Tuesday, November 8, 2016

A-Hiking We Will Go

As of this Monday, Yellowstone's roads (well, most of them) closed to vehicle travel. Now they'll let the snow pile up and sometime in December the park will open to oversnow travel. Someday I'd love to go to Yellowstone in the winter. It would be a whole different experience than driving it! You can ski, snowshoe, snowmobile, or travel by snow coach. Some friends of ours went in by snow coach recently (within the last year or two) and they said it was amazing. I guess, from what I've read, that you actually can drive into the Park in winter from the North Entrance (Gardiner, MT) and you can go down to Mammoth Hot Springs and drive through the Lamar Valley and go as far as the Northeast Entrance. I'm not sure if that would be worth it, though, for the distance that we would have to drive.

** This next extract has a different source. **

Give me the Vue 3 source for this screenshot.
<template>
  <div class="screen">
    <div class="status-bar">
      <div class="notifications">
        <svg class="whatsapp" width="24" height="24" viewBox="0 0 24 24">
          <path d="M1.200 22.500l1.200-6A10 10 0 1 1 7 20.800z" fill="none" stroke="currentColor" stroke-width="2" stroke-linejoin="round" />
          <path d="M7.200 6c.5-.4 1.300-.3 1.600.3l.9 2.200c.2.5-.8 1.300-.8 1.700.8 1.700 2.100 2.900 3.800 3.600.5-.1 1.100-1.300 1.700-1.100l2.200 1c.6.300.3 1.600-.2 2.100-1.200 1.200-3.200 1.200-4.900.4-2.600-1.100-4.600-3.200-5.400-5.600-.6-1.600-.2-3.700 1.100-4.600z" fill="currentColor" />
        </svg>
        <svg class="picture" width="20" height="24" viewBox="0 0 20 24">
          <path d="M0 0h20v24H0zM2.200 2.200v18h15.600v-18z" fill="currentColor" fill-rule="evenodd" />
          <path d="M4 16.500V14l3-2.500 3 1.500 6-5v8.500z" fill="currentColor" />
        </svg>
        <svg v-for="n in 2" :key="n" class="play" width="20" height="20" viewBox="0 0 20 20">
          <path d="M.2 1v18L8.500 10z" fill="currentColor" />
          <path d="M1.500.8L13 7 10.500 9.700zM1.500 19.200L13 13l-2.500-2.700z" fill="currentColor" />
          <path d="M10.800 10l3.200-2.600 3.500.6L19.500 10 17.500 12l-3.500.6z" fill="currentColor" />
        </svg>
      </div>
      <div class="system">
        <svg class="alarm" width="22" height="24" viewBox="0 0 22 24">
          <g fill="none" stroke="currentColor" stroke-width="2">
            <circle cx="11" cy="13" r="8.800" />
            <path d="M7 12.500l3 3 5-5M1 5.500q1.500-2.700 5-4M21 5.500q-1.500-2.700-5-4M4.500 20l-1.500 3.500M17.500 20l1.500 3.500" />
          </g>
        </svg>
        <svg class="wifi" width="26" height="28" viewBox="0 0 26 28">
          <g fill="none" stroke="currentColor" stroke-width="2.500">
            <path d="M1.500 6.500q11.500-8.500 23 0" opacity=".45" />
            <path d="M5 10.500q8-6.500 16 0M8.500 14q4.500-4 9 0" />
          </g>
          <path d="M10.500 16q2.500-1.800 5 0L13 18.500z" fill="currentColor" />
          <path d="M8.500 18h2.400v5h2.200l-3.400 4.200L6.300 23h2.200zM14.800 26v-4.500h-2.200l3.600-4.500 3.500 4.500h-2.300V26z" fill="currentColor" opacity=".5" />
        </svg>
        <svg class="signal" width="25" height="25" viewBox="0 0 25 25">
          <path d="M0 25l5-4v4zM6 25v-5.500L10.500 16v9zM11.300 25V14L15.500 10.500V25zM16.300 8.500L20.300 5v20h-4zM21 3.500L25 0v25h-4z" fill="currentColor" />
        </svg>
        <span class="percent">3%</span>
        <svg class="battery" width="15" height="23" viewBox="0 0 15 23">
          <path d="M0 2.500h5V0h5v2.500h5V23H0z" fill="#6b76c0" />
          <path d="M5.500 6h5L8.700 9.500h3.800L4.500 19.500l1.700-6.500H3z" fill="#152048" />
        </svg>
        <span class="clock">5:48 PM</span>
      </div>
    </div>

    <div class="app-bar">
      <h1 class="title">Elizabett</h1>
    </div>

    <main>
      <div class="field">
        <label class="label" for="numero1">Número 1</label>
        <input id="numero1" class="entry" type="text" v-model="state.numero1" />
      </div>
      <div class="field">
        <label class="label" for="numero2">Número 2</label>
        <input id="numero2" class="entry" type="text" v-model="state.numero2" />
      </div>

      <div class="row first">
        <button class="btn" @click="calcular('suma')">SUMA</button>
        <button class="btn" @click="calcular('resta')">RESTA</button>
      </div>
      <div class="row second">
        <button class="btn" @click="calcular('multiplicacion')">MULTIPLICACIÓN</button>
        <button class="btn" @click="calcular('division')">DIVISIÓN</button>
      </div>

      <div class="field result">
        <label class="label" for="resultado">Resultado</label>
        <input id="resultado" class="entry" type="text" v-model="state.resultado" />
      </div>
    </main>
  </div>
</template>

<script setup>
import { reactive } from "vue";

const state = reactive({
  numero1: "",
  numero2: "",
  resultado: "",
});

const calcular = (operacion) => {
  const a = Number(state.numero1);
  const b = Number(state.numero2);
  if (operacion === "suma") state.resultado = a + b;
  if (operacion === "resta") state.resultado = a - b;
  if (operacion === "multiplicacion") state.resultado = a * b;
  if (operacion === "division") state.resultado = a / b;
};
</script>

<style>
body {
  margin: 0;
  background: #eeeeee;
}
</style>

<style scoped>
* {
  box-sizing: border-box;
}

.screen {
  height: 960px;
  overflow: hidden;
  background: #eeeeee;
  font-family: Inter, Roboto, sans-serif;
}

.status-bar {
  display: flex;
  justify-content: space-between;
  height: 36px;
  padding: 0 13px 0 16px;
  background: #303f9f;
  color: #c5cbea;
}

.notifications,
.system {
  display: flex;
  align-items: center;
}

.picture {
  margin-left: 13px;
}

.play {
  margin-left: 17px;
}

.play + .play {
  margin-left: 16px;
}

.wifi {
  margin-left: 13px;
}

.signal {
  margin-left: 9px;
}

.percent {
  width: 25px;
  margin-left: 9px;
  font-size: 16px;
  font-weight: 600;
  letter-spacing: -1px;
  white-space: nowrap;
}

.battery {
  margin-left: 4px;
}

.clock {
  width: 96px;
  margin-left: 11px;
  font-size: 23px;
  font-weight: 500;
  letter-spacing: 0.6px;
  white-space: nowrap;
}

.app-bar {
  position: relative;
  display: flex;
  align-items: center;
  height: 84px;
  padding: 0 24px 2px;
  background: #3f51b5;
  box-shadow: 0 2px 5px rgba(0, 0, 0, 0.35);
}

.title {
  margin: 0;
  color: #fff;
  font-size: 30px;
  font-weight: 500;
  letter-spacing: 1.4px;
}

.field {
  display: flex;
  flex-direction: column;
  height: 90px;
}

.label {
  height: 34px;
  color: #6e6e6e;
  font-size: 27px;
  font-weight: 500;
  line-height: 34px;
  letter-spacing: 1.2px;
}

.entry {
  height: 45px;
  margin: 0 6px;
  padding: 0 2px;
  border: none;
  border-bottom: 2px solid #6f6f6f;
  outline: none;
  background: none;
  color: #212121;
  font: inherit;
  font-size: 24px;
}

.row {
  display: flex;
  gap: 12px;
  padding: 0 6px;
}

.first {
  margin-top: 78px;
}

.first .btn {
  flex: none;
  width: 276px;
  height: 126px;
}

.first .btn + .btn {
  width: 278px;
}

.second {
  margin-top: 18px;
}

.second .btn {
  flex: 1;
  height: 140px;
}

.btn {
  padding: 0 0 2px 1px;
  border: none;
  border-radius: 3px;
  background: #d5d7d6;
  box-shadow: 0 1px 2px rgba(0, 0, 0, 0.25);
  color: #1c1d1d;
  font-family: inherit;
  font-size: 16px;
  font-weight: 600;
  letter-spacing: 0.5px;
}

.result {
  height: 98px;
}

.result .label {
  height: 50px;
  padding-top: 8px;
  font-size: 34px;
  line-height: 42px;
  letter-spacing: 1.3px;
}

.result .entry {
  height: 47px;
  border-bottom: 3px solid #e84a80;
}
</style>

While winter in Yellowstone is on my wish list, for now I will just have to settle for seeing the Park during the warmer months of the year. The last time we were there for the year was while my family was out to visit in September. I know I already shared a bunch of pictures from the time while they were here, but I've still got more! (That shouldn't surprise you at all...) If you're not into another post chock-full of pictures then you might want to skip over to another blog. :) Not all these pictures are from Yellowstone, so I captioned them for you.

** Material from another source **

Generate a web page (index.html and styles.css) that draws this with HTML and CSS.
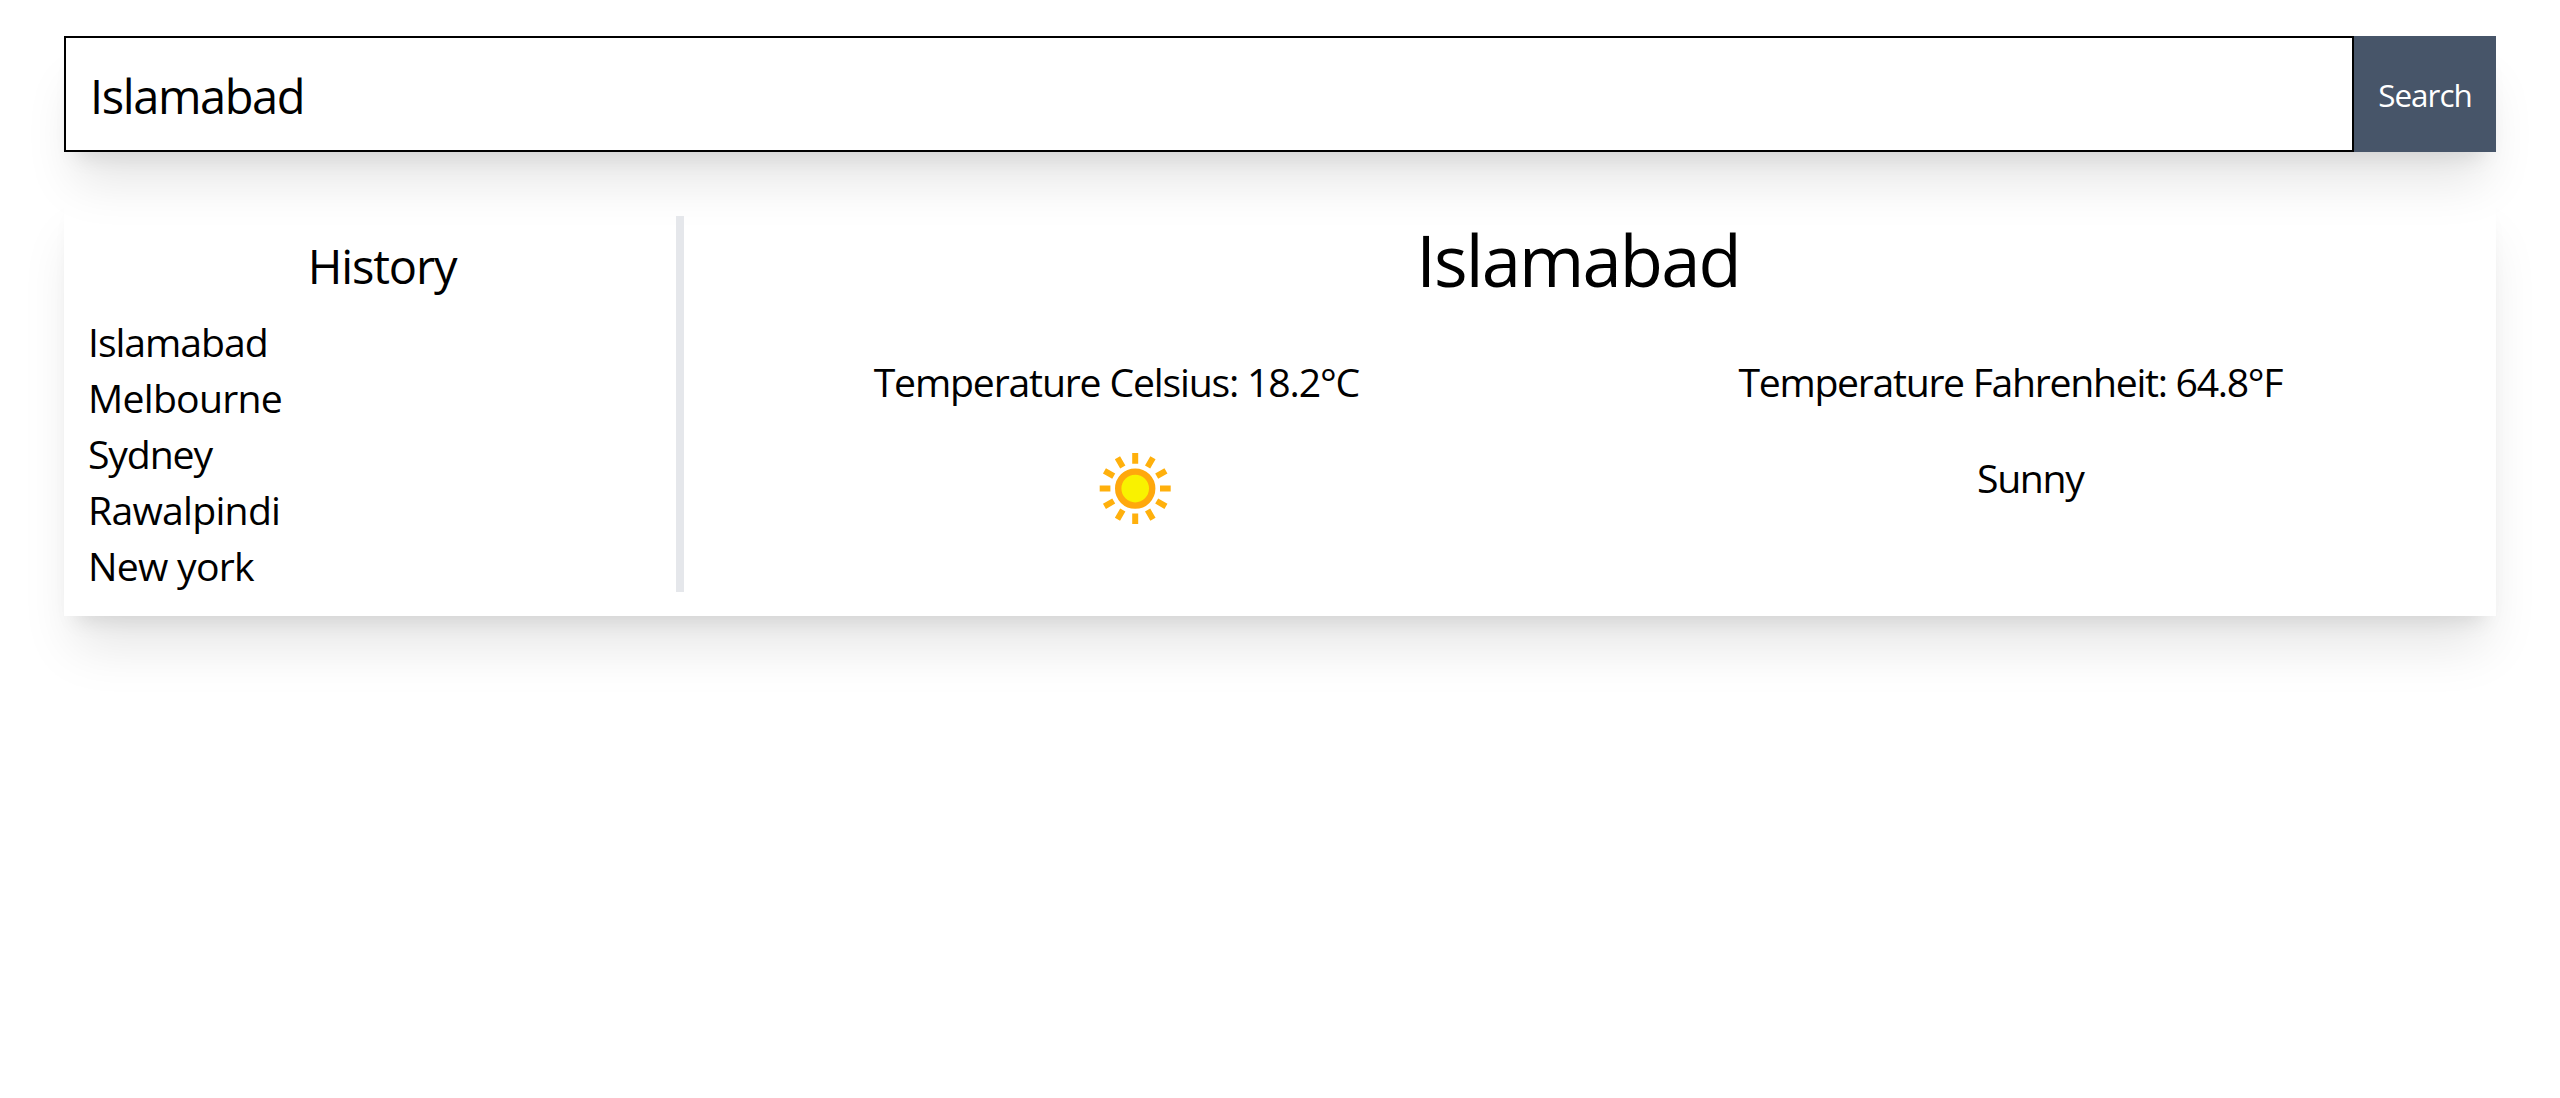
FILE: index.html
```html
<!DOCTYPE html>
<html lang="en">
<head>
  <meta charset="utf-8">
  <title>Weather</title>
  <link rel="stylesheet" href="styles.css">
</head>
<body>
  <main class="page">
    <form class="search">
      <input class="search-input" type="text" value="Islamabad" aria-label="City">
      <button class="search-button" type="button">Search</button>
    </form>

    <section class="card">
      <aside class="history">
        <h2 class="history-title">History</h2>
        <ul class="history-list">
          <li class="tight">Islamabad</li>
          <li class="loose">Melbourne</li>
          <li class="tighter">Sydney</li>
          <li class="loose">Rawalpindi</li>
          <li class="loose">New york</li>
        </ul>
      </aside>

      <div class="weather">
        <h1 class="city">Islamabad</h1>
        <div class="row">
          <p class="celsius">Temperature Celsius: 18.2°C</p>
          <p class="fahrenheit">Temperature Fahrenheit: 64.8°F</p>
        </div>
        <div class="row">
          <svg class="sun" viewBox="0.8 -0.6 128 128" role="img" aria-label="Sunny">
            <g stroke="#ffb00c" stroke-width="6">
              <path d="M64 4.500V15.200M64 64.800V75.500M28.500 40H39.200M88.800 40H99.500"/>
              <path transform="rotate(30 64 40)" d="M64 4.500V15.200M64 64.800V75.500M28.500 40H39.200M88.800 40H99.500"/>
              <path transform="rotate(60 64 40)" d="M64 4.500V15.200M64 64.800V75.500M28.500 40H39.200M88.800 40H99.500"/>
            </g>
            <circle cx="64" cy="40" r="17" fill="#f9f200" stroke="#ffa80c" stroke-width="6.400"/>
          </svg>
          <p class="condition">Sunny</p>
        </div>
      </div>
    </section>
  </main>
</body>
</html>
```
FILE: styles.css
```css
* {
  box-sizing: border-box;
  margin: 0;
  padding: 0;
}

body {
  background: #fff;
  color: #000;
  font-family: "Open Sans", "Noto Sans", sans-serif;
}

.page {
  display: flex;
  flex-direction: column;
  gap: 40px;
  min-height: 100vh;
  padding: 36px 64px;
}

.search,
.card {
  display: flex;
  box-shadow: 0 40px 50px -10px rgba(0, 0, 0, 0.1), 0 16px 20px -12px rgba(0, 0, 0, 0.1);
}

.search-input {
  flex: 1;
  min-width: 0;
  height: 116px;
  padding: 3px 24px 0;
  border: 2px solid #000;
  border-radius: 0;
  outline: none;
  background: #fff;
  color: #000;
  font: 47px "Open Sans", "Noto Sans", sans-serif;
  letter-spacing: -1.4px;
}

.search-button {
  width: 142px;
  padding-top: 1px;
  border: 0;
  background: #475569;
  color: #fff;
  font: 31.4px "Open Sans", "Noto Sans", sans-serif;
  letter-spacing: -0.95px;
}

.card {
  padding: 24px;
}

.history {
  width: 596px;
  border-right: 8px solid #e5e7eb;
}

.history-title {
  height: 64px;
  margin: 16px 0;
  font-size: 47px;
  font-weight: 400;
  line-height: 69px;
  letter-spacing: -1.14px;
  text-align: center;
}

.history-list {
  list-style: none;
}

.history-list li,
.row p {
  height: 56px;
  font-size: 39.2px;
  line-height: 59px;
  white-space: nowrap;
}

.history-list .tight {
  letter-spacing: -1.05px;
}

.history-list .tighter {
  letter-spacing: -1.15px;
}

.history-list .loose {
  letter-spacing: -0.75px;
}

.weather {
  flex: 1;
}

.city {
  height: 80px;
  margin-bottom: 56px;
  font-size: 70.6px;
  font-weight: 400;
  line-height: 88px;
  letter-spacing: -1.9px;
  text-align: center;
}

.row {
  display: flex;
  justify-content: space-around;
}

.row + .row {
  height: 128px;
  margin-top: 40px;
}

.celsius {
  letter-spacing: -1.18px;
}

.fahrenheit {
  letter-spacing: -1.3px;
}

.condition {
  letter-spacing: -1.3px;
}

.sun {
  display: block;
  width: 128px;
  height: 128px;
}
```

These first two pictures are some of my favorites! These two (plus the three after them) are from a short hike we took with the kids and my parents. We didn't have to go far from home, and we had a ton of fun exploring.

 A few days later we headed off for Yellowstone and the Tetons (see more about that here and here). We didn't even make it into the Park before we saw this fellow:
(Remember? I promised you more bear pictures! Here you go...)

 She (or he) was running around right by the side of the road, and was clearly agitated (though the pictures don't really show it). I was glad to be IN the car and farther away from the bear than these zoomed in pictures would lead you to believe. I think this was a young grizzly, as it seemed to be on the small side. I'm guessing one of last year's cubs, but that is a totally uneducated guess.

This bear seemed to want to cross the road, as she started across a couple of times, but there was a lot of traffic and she kept turning back around. You could tell by her body language that she was getting really worked up. Eventually (after a few minutes) she took off running in the opposite direction and disappeared into the forest. Neat to see, but soooo glad I was in my car and not on foot or horseback for the encounter!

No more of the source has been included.